Prices will go down farther if buyers don’t step up and buy dips. This has already been evidenced on a day-to-day basis. Whether it happens in the weekly charts remains to be seen — but price action seems to be confirming that as of late.
Weakness in the prices of energy, metals and other products continues to be a persistent theme. And equities have finally noticed.
Stocks used to shrug off the losses in commodities as some sort of disinflationary tailwind. No longer is that the case. Now investors in stocks have become jittery on days when commodities are plunging.
The next leg down
Ultimately, the equity market is at much greater risk of a price decline than a rally.

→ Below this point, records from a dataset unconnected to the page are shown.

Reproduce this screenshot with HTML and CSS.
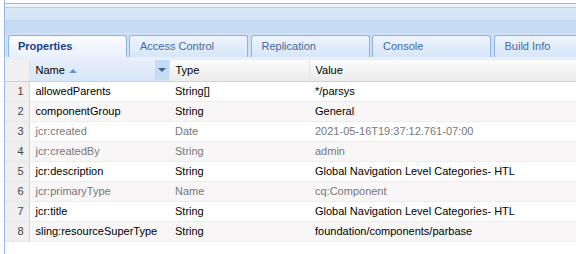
FILE: index.html
```html
<!DOCTYPE html>
<html lang="en">
<head>
  <meta charset="UTF-8">
  <title>Properties</title>
  <link rel="stylesheet" href="styles.css">
</head>
<body>
  <div class="above"></div>
  <div class="panel">
    <div class="gap"></div>
    <div class="header"></div>
    <ul class="tabs">
      <li class="tab active">Properties</li>
      <li class="tab">Access Control</li>
      <li class="tab">Replication</li>
      <li class="tab">Console</li>
      <li class="tab">Build Info</li>
    </ul>
    <table class="grid">
      <colgroup>
        <col class="c-num"><col class="c-name"><col class="c-type"><col>
      </colgroup>
      <thead>
        <tr>
          <th class="num"></th>
          <th class="sorted"><span>Name</span><i class="sort-up"></i><b class="trigger"><i></i></b></th>
          <th>Type</th>
          <th>Value</th>
        </tr>
      </thead>
      <tbody>
        <tr><td class="num">1</td><td>allowedParents</td><td>String[]</td><td>*/parsys</td></tr>
        <tr class="alt"><td class="num">2</td><td>componentGroup</td><td>String</td><td>General</td></tr>
        <tr class="prot"><td class="num">3</td><td>jcr:created</td><td>Date</td><td>2021-05-16T19:37:12.761-07:00</td></tr>
        <tr class="alt prot"><td class="num">4</td><td>jcr:createdBy</td><td>String</td><td>admin</td></tr>
        <tr><td class="num">5</td><td>jcr:description</td><td>String</td><td>Global Navigation Level Categories- HTL</td></tr>
        <tr class="alt prot"><td class="num">6</td><td>jcr:primaryType</td><td>Name</td><td>cq:Component</td></tr>
        <tr><td class="num">7</td><td>jcr:title</td><td>String</td><td>Global Navigation Level Categories- HTL</td></tr>
        <tr class="alt"><td class="num">8</td><td>sling:resourceSuperType</td><td>String</td><td>foundation/components/parbase</td></tr>
      </tbody>
    </table>
  </div>
</body>
</html>
```

FILE: styles.css
```css
:root {
  --border: #99bbe8;
  --tab-text: #15428b;
  --grid-line: #ededed;
}
* { box-sizing: border-box; margin: 0; padding: 0; }
body { background: #fff; font-family: 'Liberation Sans', Arial, sans-serif; font-size: 11px; overflow: hidden; }
.above { height: 4px; margin-left: 4px; border-left: 1px solid var(--border); border-bottom: 1px solid var(--border); }
.panel { margin-left: 4px; border-left: 1px solid var(--border); height: 250px; overflow: hidden; }
.gap { height: 4px; background: #eef4fb; border-bottom: 1px solid #b5cdec; }
.header { height: 25px; background: linear-gradient(#dae7f7 0, #d6e5f7 45%, #c6dbf3 50%, #c6dbf3 100%); }
.tabs { list-style: none; display: flex; gap: 2.5px; height: 27px; padding: 2px 0 0 3px; background: #cfe0f5; border-bottom: 3px solid #e6effb; overflow: hidden; }
.tab { flex: 0 0 119px; height: 22px; line-height: 20px; padding-left: 10px; color: #416aa3; border: 1px solid #8db2e3; border-bottom: none; border-radius: 3px 3px 0 0; background: linear-gradient(#eef4fc, #d7e6f8); white-space: nowrap; overflow: hidden; font-family: 'Liberation Sans', Tahoma, sans-serif; }
.tab.active { flex-basis: 118.5px; padding-left: 9px; font-weight: 700; color: var(--tab-text); background: linear-gradient(#fafcff, #e8f1fc); }
.grid { width: 100%; border-collapse: collapse; table-layout: fixed; }
.c-num { width: 24px; }
.c-name { width: 140px; }
.c-type { width: 140px; }
.grid th { height: 21px; text-align: left; font-weight: 400; color: #000; padding: 0 6px; background: linear-gradient(#fbfbfb, #ebebeb); border-left: 1px solid #e2e2e2; border-bottom: 1px solid #d6cfcf; position: relative; white-space: nowrap; }
.grid th.num { background: #f0f0f0; border-left: none; }
.grid th.sorted { background: linear-gradient(#e5eef9, #d8e6f8); }
.sort-up { display: inline-block; margin-left: 4px; vertical-align: 1px; border: 4px solid transparent; border-top: none; border-bottom: 4px solid #6c94cc; }
.trigger { position: absolute; right: 0; top: 0; width: 14px; height: 20px; background: #c5dbf6; display: flex; align-items: center; justify-content: center; }
.trigger i { border: 4px solid transparent; border-bottom: none; border-top: 4px solid #3f6399; }
.grid td { height: 20px; padding: 0 6px; color: #000; border-bottom: 1px solid var(--grid-line); white-space: nowrap; overflow: hidden; }
.grid tr.alt td { background: #f8f6f6; }
.grid tr.prot td { color: #777; }
.grid td.num, .grid tr.alt td.num, .grid tr.prot td.num { background: #efefef; color: #444; text-align: right; padding: 0 5px 0 0; border-right: 1px solid #d8d2d2; border-bottom-color: #e6e6e6; }
```
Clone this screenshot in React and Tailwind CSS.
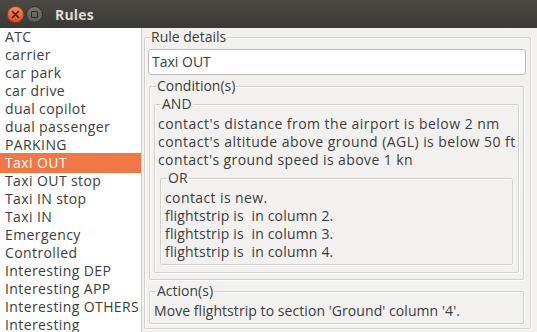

The run up over the last 6 and a half years has been overextended. Price to earning ratios, when share buybacks are discounted, are at higher than normal levels.
Corporations have amassed enormous amounts of debt and traders are speculating with more margin than in 2007 (the last stock market peak). China has seen its managed economy unravel, while Japan’s attempt to start managing its economy is falling apart.
The Euro zone is in serious trouble. There’s no amount of new debt that can cure the budget problems within many of its countries.
And the United States, which is starting to feel the pain of the rest of the world, is preparing for its own economic slowdown. The Fed, panicked with uncertainty as its credibility fades away, decided once again to abstain from raising interest rates.
What does it all mean?
We’re closing in on the peak of this business cycle, if it isn’t already behind us. This means that opportunities will be few and far between to find equities that are worth buying at these values. Cheaper prices are quite likely in the future.
If I were still long a traditional portfolio of US equities I would take every rally as an opportunity to reduce exposure and raise cash.